The Long Beach Bombers were an Amateur Athletic Union-sanctioned Tier II junior ice hockey team in Western Division of the Western States Hockey League (WSHL). The team played their home games at The Rinks – Lakewood Ice in Lakewood, California.

History
Before moving to Tier III Junior A hockey, the Bombers competed in Junior B hockey from 1994 until 2007 when the team and WSHL were upgraded to Tier III Jr. A status. In 2011, the league left USA Hockey sanctioning and joined the Amateur Athletic Union and in 2012, the AAU-sanctioned United Hockey Union. In 2015, the Bombers and the WSHL were promoted to Tier II under the AAU sanctioning.
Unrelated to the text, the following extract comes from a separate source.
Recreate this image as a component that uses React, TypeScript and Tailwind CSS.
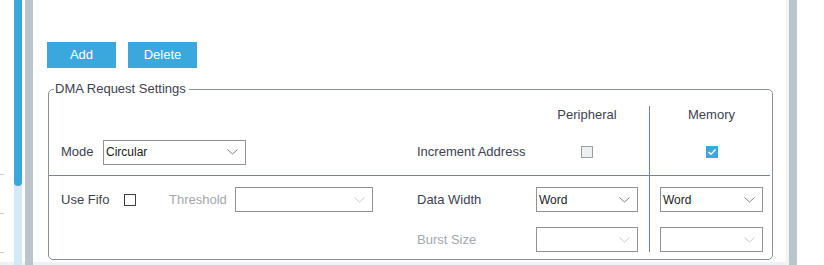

Led by Dr. Don Thorne, the team was a founding member of the WSHL in 1993 as the Anaheim Jr. Ducks and won the first two Thorne Cup Championships of the league's existence. The franchise was then transferred to Ron White, a rink owner and president of the Southern California Bombers youth hockey programs, and the team became the Southern California Jr. Bombers  in the 1996 offseason. Like Dr. Thorne before him, White also became commissioner of the WSHL by 1998. The Bombers were also branded as the Bay City Bombers in 2006, and then revised their name once more becoming the Long Beach Bombers in 2010.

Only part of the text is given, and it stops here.